Enterprise pricing should be value-based, not competitor-anchored. The question to answer is: what is the cost of the problem you are solving, and what percentage of that is a reasonable price to pay?

Multi-year contracts are worth discounting for — predictable revenue is valuable enough to justify 10–15% off annual pricing for a 2-year commit. Implementation fees are appropriate for complex deployments and signal to the buyer that you will invest in their success. Do not be afraid to charge for implementation — it aligns incentives and increases the probability that the customer will actually use the product.

On contract terms, keep your standard agreement as clean and short as possible. The more complex your paper, the more time your customer’s legal team will spend on it.

The Close and What Comes After

Know who needs to sign. In an enterprise deal, there are often multiple signatories — the budget owner, legal counsel, sometimes a board or committee. Find out early so you are not surprised at the last stage.
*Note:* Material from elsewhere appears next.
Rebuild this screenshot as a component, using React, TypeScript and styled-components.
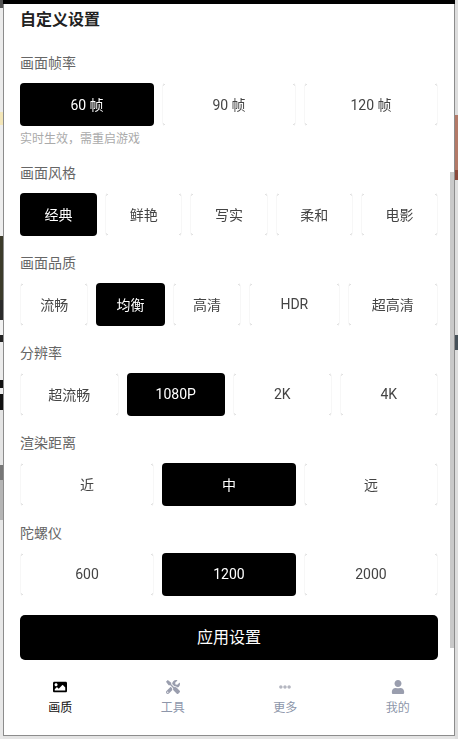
import React from 'react'
import styled, { createGlobalStyle } from 'styled-components'
import { FaImage, FaTools, FaEllipsisH, FaUser } from 'react-icons/fa'

const GlobalStyle = createGlobalStyle`
    html, body {
        margin: 0;
        padding: 0;
        background: #e4e4e4;
    }
    body {
        font-family: Roboto, "Noto Sans CJK SC", sans-serif;
    }
`

const Page = styled.div`
    position: relative;
    width: 458px;
    height: 739px;
    overflow: hidden;
    background: #e4e4e4;
`

const BackStrip = styled.div<{ $side: 'left' | 'right' }>`
    position: absolute;
    top: 0;
    bottom: 0;
    width: 3px;
    ${p => (p.$side === 'left' ? 'left: 0;' : 'right: 0;')}
    background: ${p =>
        p.$side === 'left'
            ? `linear-gradient(to bottom,
                #555 0 8px, #ececec 8px 112px, #f3e6b8 112px 125px, #eeeeee 125px 236px,
                #3c3b2a 236px 300px, #2a2a2a 300px 320px, #f2f2f2 320px 335px, #222 335px 342px,
                #ececec 342px 380px, #111 380px 388px, #eee 388px 394px, #111 394px 410px,
                #e4e4e4 410px 465px, #777 465px 480px, #b5b5b5 480px 520px, #e8e8e8 520px 739px)`
            : `linear-gradient(to bottom,
                #dddddd 0 115px, #b47a68 115px 170px, #8c4a3c 170px 180px, #dedede 180px 335px,
                #47525a 335px 350px, #dddddd 350px 739px)`};
`

const Sheet = styled.div`
    position: relative;
    width: 452px;
    margin-left: 3px;
`

const TopBar = styled.div`
    height: 4px;
    background: #000;
`

const Modal = styled.div`
    position: relative;
    box-sizing: border-box;
    height: 732px;
    display: flex;
    flex-direction: column;
    background: #fff;
    border-left: 1px solid #8c8c8c;
    border-right: 1px solid #8c8c8c;
    border-bottom: 1px solid #8c8c8c;
    overflow: hidden;
`

const ScrollThumb = styled.div`
    position: absolute;
    top: 168px;
    right: 0;
    width: 4px;
    height: 476px;
    background: #c9c9c9;
`

const Content = styled.div`
    padding: 4px 16px 0;
`

const Title = styled.h2`
    margin: 0 0 21px;
    font-size: 16px;
    line-height: 24px;
    font-weight: 700;
    color: #222;
`

const Section = styled.section`
    margin-bottom: 17px;
`

const Label = styled.div`
    font-size: 14px;
    line-height: 20px;
    color: #666;
    margin-bottom: 10px;
`

const Options = styled.div`
    display: flex;
    gap: 8px;
`

const cornerDot = 'radial-gradient(circle, #e0e0e0 0 1px, transparent 1.2px)'

const Option = styled.button<{ $active?: boolean; $grow?: number }>`
    flex: ${p => p.$grow ?? 1} 1 0;
    min-width: 0;
    height: 43px;
    padding: 0 0 2px;
    border-radius: 4px;
    border: 1px solid transparent;
    border-left-color: ${p => (p.$active ? '#000' : '#f7f7f7')};
    border-right-color: ${p => (p.$active ? '#000' : '#f7f7f7')};
    background-color: ${p => (p.$active ? '#000' : '#fff')};
    background-image: ${p =>
        p.$active ? 'none' : `${cornerDot}, ${cornerDot}, ${cornerDot}, ${cornerDot}`};
    background-size: 3px 3px;
    background-repeat: no-repeat;
    background-position: left top, right top, left bottom, right bottom;
    background-origin: border-box;
    color: ${p => (p.$active ? '#fff' : '#444')};
    font-family: inherit;
    font-size: 14px;
    /* keeps the small CJK glyphs free of colour fringes */
    filter: grayscale(1);
`

const Hint = styled.div`
    margin-top: 6px;
    font-size: 12px;
    line-height: 14px;
    color: #aaa;
`

const ApplyButton = styled.button`
    display: block;
    width: 100%;
    height: 45px;
    margin-top: 19px;
    padding: 0 0 3px;
    border: none;
    border-radius: 5px;
    background: #000;
    color: #fff;
    font-family: inherit;
    font-size: 16px;
`

const TabBar = styled.nav`
    display: grid;
    grid-template-columns: repeat(4, 1fr);
    padding-top: 20px;
`

const Tab = styled.div<{ $active?: boolean }>`
    display: flex;
    flex-direction: column;
    align-items: center;
    gap: 6px;
    font-size: 12px;
    line-height: 16px;
    color: ${p => (p.$active ? '#111' : '#8d96aa')};
    svg {
        width: 14px;
        height: 14px;
        color: ${p => (p.$active ? '#000' : '#9a9eae')};
    }
`

const MoreIcon = styled(FaEllipsisH)`
    ${Tab} && {
        width: 12px;
        color: #b4b6c0;
    }
`

const groups = [
    { label: '画面帧率', active: 0, hint: '实时生效，需重启游戏', options: ['60 帧', '90 帧', '120 帧'] },
    { label: '画面风格', active: 0, options: ['经典', '鲜艳', '写实', '柔和', '电影'] },
    { label: '画面品质', active: 1, options: ['流畅', '均衡', '高清', 'HDR', '超高清'], grow: [3, 3, 3, 4, 4] },
    { label: '分辨率', active: 1, options: ['超流畅', '1080P', '2K', '4K'] },
    { label: '渲染距离', active: 1, options: ['近', '中', '远'] },
    { label: '陀螺仪', active: 1, options: ['600', '1200', '2000'] },
]

const tabs = [
    { label: '画质', icon: <FaImage />, active: true },
    { label: '工具', icon: <FaTools /> },
    { label: '更多', icon: <MoreIcon /> },
    { label: '我的', icon: <FaUser /> },
]

const App = () => {
    return (
        <Page>
            <GlobalStyle />
            <BackStrip $side="left" />
            <BackStrip $side="right" />
            <Sheet>
                <TopBar />
                <Modal>
                    <Content>
                        <Title>自定义设置</Title>
                        {groups.map(group => (
                            <Section key={group.label}>
                                <Label>{group.label}</Label>
                                <Options>
                                    {group.options.map((option, i) => (
                                        <Option key={option} $active={i === group.active} $grow={group.grow?.[i]}>
                                            {option}
                                        </Option>
                                    ))}
                                </Options>
                                {group.hint && <Hint>{group.hint}</Hint>}
                            </Section>
                        ))}
                        <ApplyButton>应用设置</ApplyButton>
                    </Content>
                    <TabBar>
                        {tabs.map(tab => (
                            <Tab key={tab.label} $active={tab.active}>
                                {tab.icon}
                                {tab.label}
                            </Tab>
                        ))}
                    </TabBar>
                    <ScrollThumb />
                </Modal>
            </Sheet>
        </Page>
    )
}

export default App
After close is when enterprise deals actually begin. The first 90 days post-signature determine whether the contract renews, whether the account expands, and whether the customer becomes a reference. Assign a CSM or implementation lead before the contract is signed, not after. Have a detailed onboarding plan ready to share at signature. Set a 30-day and 60-day check-in call on the calendar on day one. Enterprise deals start at close, not end there.

Key Takeaway

Enterprise sales rewards patience, precision, and preparation. Invest early in identifying and enabling a strong internal champion who will sell for you in rooms you will never be in. Define POC success criteria in writing before you start. Prepare for legal and security review before they ask — SOC 2, a DPA, and a security questionnaire response document will save months of delays. Price on value, not on competition. And treat the post-close period as the most important phase of the deal — because your renewal, expansion, and reference pipeline are built in those first 90 days.